The first of these involved the discharge and replacement of the original mortgage in the amount of $54,370.92 which became due on October 1, 1955. Negotiations for an extension were instituted by the trustee with the holder, the Equitable Life Assurance Society, but proved fruitless. As a result the petitioners were required to obtain new financing which they succeeded in procuring from another lender, the Northwestern Mutual Life Insurance Company on more favorable terms coupled with an amended insurance trust agreement. In principle there is very little to distinguish obtaining a mortgage for a property from obtaining a tenant for it, at least in the sense that each involves the discharge of a major duty of management but the second type of transaction constituted a fundamental basis for the award of management commissions in Matter of Brennan (supra) as Judge Froessel pointed out in the Smothers case. No reason for departure from the reasoning of that case is indicated here.

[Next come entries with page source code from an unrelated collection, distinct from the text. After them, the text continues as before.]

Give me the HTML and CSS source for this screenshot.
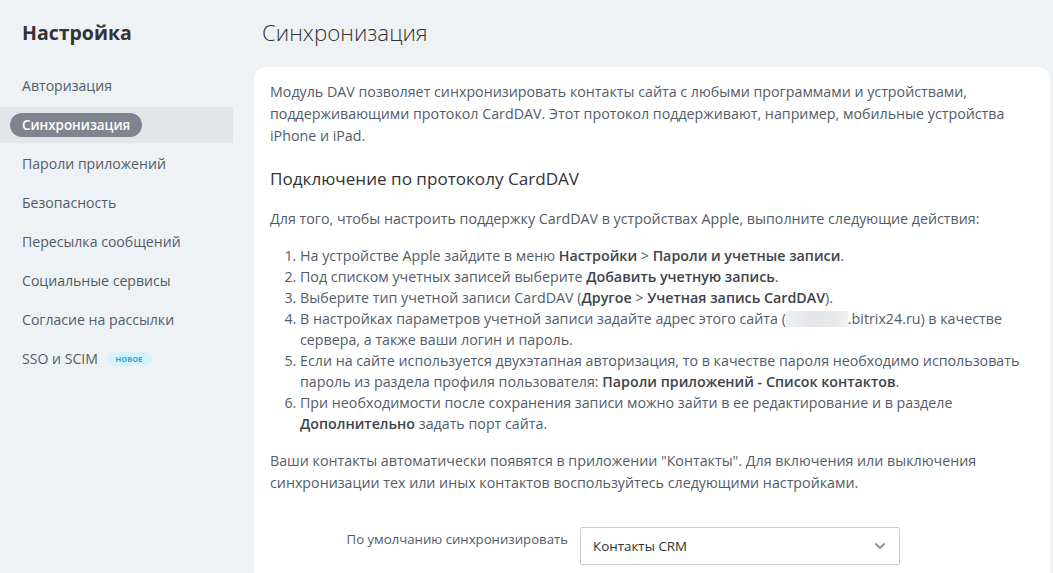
FILE: index.html
```html
<!DOCTYPE html>
<html lang="ru">
<head>
<meta charset="utf-8">
<title>Синхронизация</title>
<link rel="stylesheet" href="styles.css">
</head>
<body>
<div class="layout">
  <aside class="sidebar">
    <h1 class="sidebar-title">Настройка</h1>
    <nav class="nav">
      <div class="nav-item">Авторизация</div>
      <div class="nav-item nav-item--active"><span class="nav-pill">Синхронизация</span></div>
      <div class="nav-item">Пароли приложений</div>
      <div class="nav-item">Безопасность</div>
      <div class="nav-item">Пересылка сообщений</div>
      <div class="nav-item">Социальные сервисы</div>
      <div class="nav-item">Согласие на рассылки</div>
      <div class="nav-item">SSO и SCIM <span class="badge">НОВОЕ</span></div>
    </nav>
  </aside>
  <main class="main">
    <h2 class="page-title">Синхронизация</h2>
    <section class="card">
      <p class="text intro">Модуль DAV позволяет синхронизировать контакты сайта с любыми программами и устройствами, поддерживающими протокол CardDAV. Этот протокол поддерживают, например, мобильные устройства iPhone и iPad.</p>
      <h3 class="section-title">Подключение по протоколу CardDAV</h3>
      <p class="text lead">Для того, чтобы настроить поддержку CardDAV в устройствах Apple, выполните следующие действия:</p>
      <ol class="steps">
        <li>На устройстве Apple зайдите в меню <b>Настройки</b> &gt; <b>Пароли и учетные записи</b>.</li>
        <li>Под списком учетных записей выберите <b>Добавить учетную запись</b>.</li>
        <li>Выберите тип учетной записи CardDAV (<b>Другое</b> &gt; <b>Учетная запись CardDAV</b>).</li>
        <li>В настройках параметров учетной записи задайте адрес этого сайта (<span class="blur"></span>.bitrix24.ru) в качестве сервера, а также ваши логин и пароль.</li>
        <li>Если на сайте используется двухэтапная авторизация, то в качестве пароля необходимо использовать пароль из раздела профиля пользователя: <b>Пароли приложений - Список контактов</b>.</li>
        <li>При необходимости после сохранения записи можно зайти в ее редактирование и в разделе <b>Дополнительно</b> задать порт сайта.</li>
      </ol>
      <p class="text outro">Ваши контакты автоматически появятся в приложении "Контакты". Для включения или выключения синхронизации тех или иных контактов воспользуйтесь следующими настройками.</p>
      <div class="form-row">
        <label class="form-label">По умолчанию синхронизировать</label>
        <div class="select">
          <span class="select-value">Контакты CRM</span>
          <svg class="select-arrow" width="12" height="8" viewBox="0 0 12 8"><path d="M1.5 1.5 6 6l4.5-4.5" fill="none" stroke="#8a9099" stroke-width="1.8"/></svg>
        </div>
      </div>
    </section>
  </main>
</div>
</body>
</html>
```
FILE: styles.css
```css
* { box-sizing: border-box; }
html, body {
  margin: 0;
  padding: 0;
  height: 100%;
  overflow: hidden;
  background: #eef2f4;
  font-family: "Open Sans", "Noto Sans", sans-serif;
  color: #525c69;
}
.layout {
  display: flex;
  height: 100vh;
}
.sidebar {
  width: 233px;
  flex-shrink: 0;
}
.sidebar-title {
  margin: 0;
  padding: 20px 22px 0;
  font-size: 19.5px;
  line-height: 26px;
  font-weight: 700;
  color: #333;
}
.nav {
  margin-top: 22px;
}
.nav-item {
  height: 36px;
  line-height: 36px;
  margin-bottom: 3px;
  padding-left: 22px;
  font-size: 14.1px;
  color: #525c69;
  white-space: nowrap;
}
.nav-item--active {
  background: #e2e6e9;
  padding-left: 10px;
  display: flex;
  align-items: center;
}
.nav-pill {
  display: inline-block;
  background: #7f848e;
  color: #fff;
  font-weight: 600;
  font-size: 13.4px;
  line-height: 24px;
  height: 24px;
  padding: 0 12px;
  border-radius: 12px;
}
.badge {
  display: inline-block;
  vertical-align: middle;
  margin-left: 5px;
  margin-top: -3px;
  height: 14px;
  line-height: 14px;
  padding: 0 9px;
  border-radius: 7px;
  background: #d5f3fd;
  color: #2fa7da;
  font-size: 7.5px;
  font-weight: 700;
}
.main {
  flex: 1;
  display: flex;
  flex-direction: column;
  padding: 18px 3px 0 21px;
  min-width: 0;
}
.page-title {
  margin: 0 0 19px;
  padding-left: 8px;
  font-size: 22.3px;
  line-height: 30px;
  font-weight: 300;
  color: #333;
}
.card {
  flex: 1;
  background: #fff;
  border-radius: 12px 12px 0 0;
  padding: 14px 16px 8px;
}
.text {
  margin: 0;
  font-size: 14.25px;
  line-height: 22px;
}
.section-title {
  margin: 20px 0 17px;
  font-size: 17.1px;
  line-height: 24px;
  font-weight: 400;
  color: #333;
}
.steps {
  margin: 15px 0 16px;
  padding-left: 30px;
  font-size: 14.25px;
  line-height: 21px;
}
.steps b {
  font-weight: 600;
  color: #3d434b;
}
.blur {
  display: inline-block;
  width: 62px;
  height: 16px;
  vertical-align: -3px;
  background: linear-gradient(90deg, #eef0f2, #e3e5e8 40%, #e6e8ea 80%, #f1f2f3);
}
.form-row {
  display: flex;
  align-items: flex-start;
  margin-top: 33px;
}
.form-label {
  width: 310px;
  padding-top: 3px;
  padding-right: 12px;
  text-align: right;
  font-size: 13.2px;
  line-height: 18px;
  color: #525c69;
}
.select {
  width: 320px;
  height: 38px;
  border: 1px solid #c6cdd3;
  border-radius: 2px;
  display: flex;
  align-items: center;
  justify-content: space-between;
  padding: 0 13px 0 12px;
  font-size: 13.4px;
  color: #333;
}
```
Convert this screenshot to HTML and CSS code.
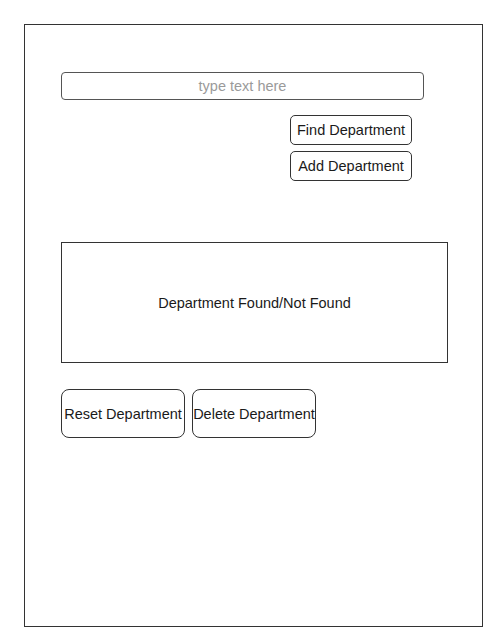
FILE: index.html
```html
<!DOCTYPE html>
<html lang="en">
<head>
    <meta charset="UTF-8">
    <meta name="viewport" content="width=device-width, initial-scale=1.0">
    <title>Department Manager</title>
    <link rel="stylesheet" href="styles.css">
</head>
<body>
    <div id="frame">
        <input id="dept-input" type="text" placeholder="type text here">
        <div class="actions">
            <button type="button" class="btn-small">Find Department</button>
            <button type="button" class="btn-small">Add Department</button>
        </div>
        <div id="result">Department Found/Not Found</div>
        <div class="bottom-actions">
            <button type="button" class="btn-large">Reset Department</button>
            <button type="button" class="btn-large">Delete Department</button>
        </div>
    </div>
</body>
</html>
```

FILE: styles.css
```css
body {
    font-family: 'Liberation Sans', Arial, sans-serif;
    margin: 0;
    background-color: #fff;
    color: #1a1a1a;
}
#frame {
    box-sizing: border-box;
    margin: 24px 0 0 24px;
    width: 459px;
    height: 603px;
    border: 1px solid #333;
    padding: 47px 0 0 36px;
    display: flex;
    flex-direction: column;
    align-items: flex-start;
}
#dept-input {
    box-sizing: border-box;
    width: 363px;
    height: 28px;
    margin: 0;
    border: 1.5px solid #555;
    border-radius: 4px;
    font-family: inherit;
    font-size: 14.5px;
    text-align: center;
    padding: 0;
    outline: none;
}
#dept-input::placeholder {
    color: #9a9a9a;
}
.actions {
    margin: 15px 0 0 229px;
    display: flex;
    flex-direction: column;
    gap: 6px;
}
button {
    box-sizing: border-box;
    background-color: #fff;
    color: #1a1a1a;
    font-family: inherit;
    font-size: 14.5px;
    border: 1px solid #333;
    padding: 0;
    margin: 0;
    cursor: pointer;
    white-space: nowrap;
}
.btn-small {
    width: 122px;
    height: 30px;
    border-radius: 5px;
}
#result {
    box-sizing: border-box;
    margin-top: 61px;
    width: 387px;
    height: 121px;
    border: 1px solid #333;
    display: flex;
    align-items: center;
    justify-content: center;
    font-size: 14.5px;
}
.bottom-actions {
    margin-top: 26px;
    display: flex;
    gap: 7px;
}
.btn-large {
    width: 124px;
    height: 49px;
    border-radius: 8px;
}
```
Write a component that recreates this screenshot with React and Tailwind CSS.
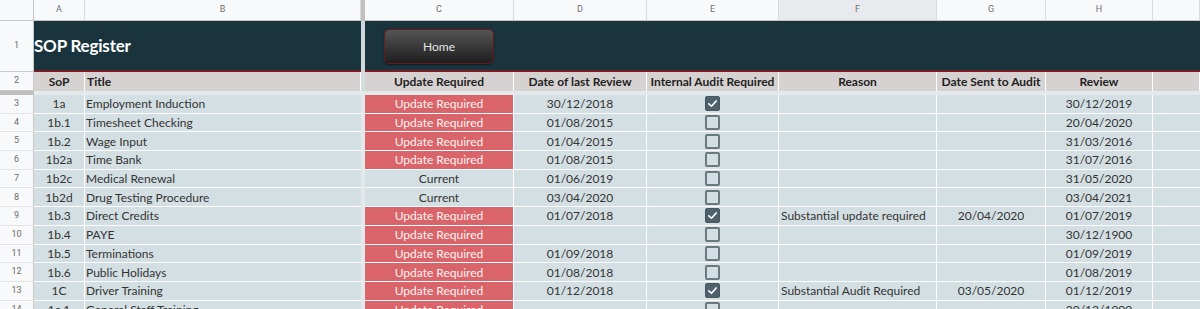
import React from "react";

const FONT = { fontFamily: "Lato, 'Open Sans', sans-serif" };
const HFONT = { fontFamily: "Roboto, Arial, sans-serif" };

const cols = [
  { k: "A", w: "w-[51px]" },
  { k: "B", w: "w-[276px]" },
  { k: "div", w: "w-[4px]" },
  { k: "C", w: "w-[149px]" },
  { k: "D", w: "w-[133px]" },
  { k: "E", w: "w-[132px]" },
  { k: "F", w: "w-[158px]" },
  { k: "G", w: "w-[109px]" },
  { k: "H", w: "w-[107px]" },
  { k: "I", w: "w-[47px]" },
];

const rows = [
  ["3", "1a", "Employment Induction", true, "30/12/2018", true, "", "", "30/12/2019"],
  ["4", "1b.1", "Timesheet Checking", true, "01/08/2015", false, "", "", "20/04/2020"],
  ["5", "1b.2", "Wage Input", true, "01/04/2015", false, "", "", "31/03/2016"],
  ["6", "1b2a", "Time Bank", true, "01/08/2015", false, "", "", "31/07/2016"],
  ["7", "1b2c", "Medical Renewal", false, "01/06/2019", false, "", "", "31/05/2020"],
  ["8", "1b2d", "Drug Testing Procedure", false, "03/04/2020", false, "", "", "03/04/2021"],
  ["9", "1b.3", "Direct Credits", true, "01/07/2018", true, "Substantial update required", "20/04/2020", "01/07/2019"],
  ["10", "1b.4", "PAYE", true, "", false, "", "", "30/12/1900"],
  ["11", "1b.5", "Terminations", true, "01/09/2018", false, "", "", "01/09/2019"],
  ["12", "1b.6", "Public Holidays", true, "01/08/2018", false, "", "", "01/08/2019"],
  ["13", "1C", "Driver Training", true, "01/12/2018", true, "Substantial Audit Required", "03/05/2020", "01/12/2019"],
  ["14", "1c.1", "General Staff Training", true, "", false, "", "", "30/12/1900"],
];

function Check({ on }) {
  if (on) {
    return (
      <div className="w-[15px] h-[15px] rounded-[2px] bg-[#4f626b] border border-[#46585f] flex items-center justify-center">
        <svg width="11" height="11" viewBox="0 0 12 12">
          <polyline points="2,6.3 4.9,9 10,3.2" fill="none" stroke="#ffffff" strokeWidth="1.8" strokeLinecap="round" strokeLinejoin="round" />
        </svg>
      </div>
    );
  }
  return <div className="w-[15px] h-[15px] rounded-[2px] border-2 border-[#6a797f]" />;
}

function RowNum({ n, h, extra = "" }) {
  return (
    <div
      className={`w-[34px] shrink-0 ${h} bg-[#f8f9fa] border-r border-b border-[#c8c8c8] flex items-center justify-center text-[9px] text-[#6b6b6b] ${extra}`}
      style={HFONT}
    >
      {n}
    </div>
  );
}

export default function App() {
  return (
    <div className="w-[1200px] h-[309px] overflow-hidden bg-white" style={FONT}>
      {/* column header */}
      <div className="flex h-[21px]">
        <div className="w-[34px] shrink-0 h-[21px] bg-[#f8f9fa] border-r border-b border-[#c4c4c4]" />
        {cols.map((c) =>
          c.k === "div" ? (
            <div key={c.k} className="w-[4px] shrink-0 h-[21px] bg-[#bfbfbf]" />
          ) : (
            <div
              key={c.k}
              className={`${c.w} shrink-0 h-[21px] border-r border-b border-[#dadada] border-b-[#c4c4c4] flex items-center justify-center text-[9px] text-[#6f6f6f] ${
                c.k === "F" ? "bg-[#e8eaed]" : "bg-[#f8f9fa]"
              }`}
              style={HFONT}
            >
              {c.k === "I" ? "" : c.k}
            </div>
          )
        )}
      </div>

      {/* row 1 */}
      <div className="flex h-[51px]">
        <RowNum n="1" h="h-[51px]" />
        <div className="w-[327px] shrink-0 h-[51px] bg-[#1a343d] border-b-2 border-[#7a1d22] flex items-center">
          <span className="text-white font-bold text-[17px] tracking-[-0.2px]">SOP Register</span>
        </div>
        <div className="w-[4px] shrink-0 h-[51px] bg-[#cfd9dc]" />
        <div className="flex-1 h-[51px] bg-[#1a343d] border-b-2 border-[#7a1d22] flex items-start">
          <div className="ml-[19px] mt-[8px] w-[110px] h-[35px] rounded-[5px] border border-[#6b1a1f] bg-gradient-to-b from-[#555555] to-[#1f1f1f] flex items-center justify-center text-[12px] text-[#e6e6e6] shadow-[0_1px_2px_rgba(0,0,0,0.5)]">
            <span className="mt-[1px]">Home</span>
          </div>
        </div>
      </div>

      {/* row 2 */}
      <div className="flex h-[19px]">
        <RowNum n="2" h="h-[19px]" />
        {[
          ["A", "SoP", "justify-center"],
          ["B", "Title", "justify-start pl-[2px]"],
          ["div", "", ""],
          ["C", "Update Required", "justify-center"],
          ["D", "Date of last Review", "justify-center"],
          ["E", "Internal Audit Required", "justify-center"],
          ["F", "Reason", "justify-center"],
          ["G", "Date Sent to Audit", "justify-center"],
          ["H", "Review", "justify-center"],
          ["I", "", ""],
        ].map(([k, t, al], i) =>
          k === "div" ? (
            <div key={k} className="w-[4px] shrink-0 h-[19px] bg-[#d3dcdf]" />
          ) : (
            <div
              key={k}
              className={`${cols[i].w} shrink-0 h-[19px] bg-[#d6d2d2] border-r border-white flex items-center ${al} text-[12px] font-bold text-[#222] whitespace-nowrap overflow-hidden`}
            >
              {t}
            </div>
          )
        )}
      </div>

      {/* frozen divider */}
      <div className="flex h-[4px]">
        <div className="w-[34px] shrink-0 h-[4px] bg-[#bfbfbf]" />
        <div className="flex-1 h-[4px] bg-[#e4e9eb]" />
      </div>

      {/* body */}
      {rows.map((r) => {
        const [n, sop, title, upd, d, chk, reason, sent, rev] = r;
        return (
          <div key={n} className="flex h-[18.7px]">
            <RowNum n={n} h="h-[18.7px]" extra="border-b-[#e2e2e2]" />
            <div className="w-[51px] shrink-0 h-[18.7px] pt-[1px] bg-[#d4dfe3] border-r border-b border-white flex items-center justify-center text-[12px] text-[#333]">
              {sop}
            </div>
            <div className="w-[276px] shrink-0 h-[18.7px] pt-[1px] bg-[#d4dfe3] border-b border-white flex items-center pl-[1px] text-[12px] text-[#333]">
              {title}
            </div>
            <div className="w-[4px] shrink-0 h-[18.7px] bg-[#e4e9eb]" />
            <div
              className={`w-[149px] shrink-0 h-[18.7px] pt-[1px] border-r border-b border-white flex items-center justify-center text-[12px] ${
                upd ? "bg-[#d96469] text-[#fff3f3]" : "bg-[#d4dfe3] text-[#333]"
              }`}
            >
              {upd ? "Update Required" : "Current"}
            </div>
            <div className="w-[133px] shrink-0 h-[18.7px] pt-[1px] bg-[#d4dfe3] border-r border-b border-white flex items-center justify-center text-[12px] text-[#333]">
              {d}
            </div>
            <div className="w-[132px] shrink-0 h-[18.7px] bg-[#d4dfe3] border-r border-b border-white flex items-center justify-center">
              <Check on={chk} />
            </div>
            <div className="w-[158px] shrink-0 h-[18.7px] pt-[1px] bg-[#d4dfe3] border-r border-b border-white flex items-center pl-[2px] text-[12px] text-[#333] whitespace-nowrap">
              {reason}
            </div>
            <div className="w-[109px] shrink-0 h-[18.7px] pt-[1px] bg-[#d4dfe3] border-r border-b border-white flex items-center justify-center text-[12px] text-[#333]">
              {sent}
            </div>
            <div className="w-[107px] shrink-0 h-[18.7px] pt-[1px] bg-[#d4dfe3] border-r border-b border-white flex items-center justify-center text-[12px] text-[#333]">
              {rev}
            </div>
            <div className="w-[47px] shrink-0 h-[18.7px] bg-[#d4dfe3] border-b border-white" />
          </div>
        );
      })}
    </div>
  );
}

Additional support for the contention that the trustees have shown themselves to be entitled to management commissions is found in a recent development in their administration of the Tulsa property. The tenant in possession has served notice of its intention to vacate the premises on June 30, 1958, two and a half years prior to the expiration of the lease. Though fully confident of the lessee’s ability and willingness to discharge its obligation for payment of the rent due for the balance of the term, on receipt of the notice the trustees immediately instituted efforts to obtain a new tenant because of their belief that the property would decline in value if allowed to remain unoccupied for two and a half years even though suffering no physical deterioration. It is for reasons such as these that the court is satisfied that the petitioners have demonstrated their performance of the duties of management within the meaning of the statute and the objections of the special guardian are accordingly overruled.

Counsel fees have been fixed in the amount requested.

Submit decree on notice settling the account.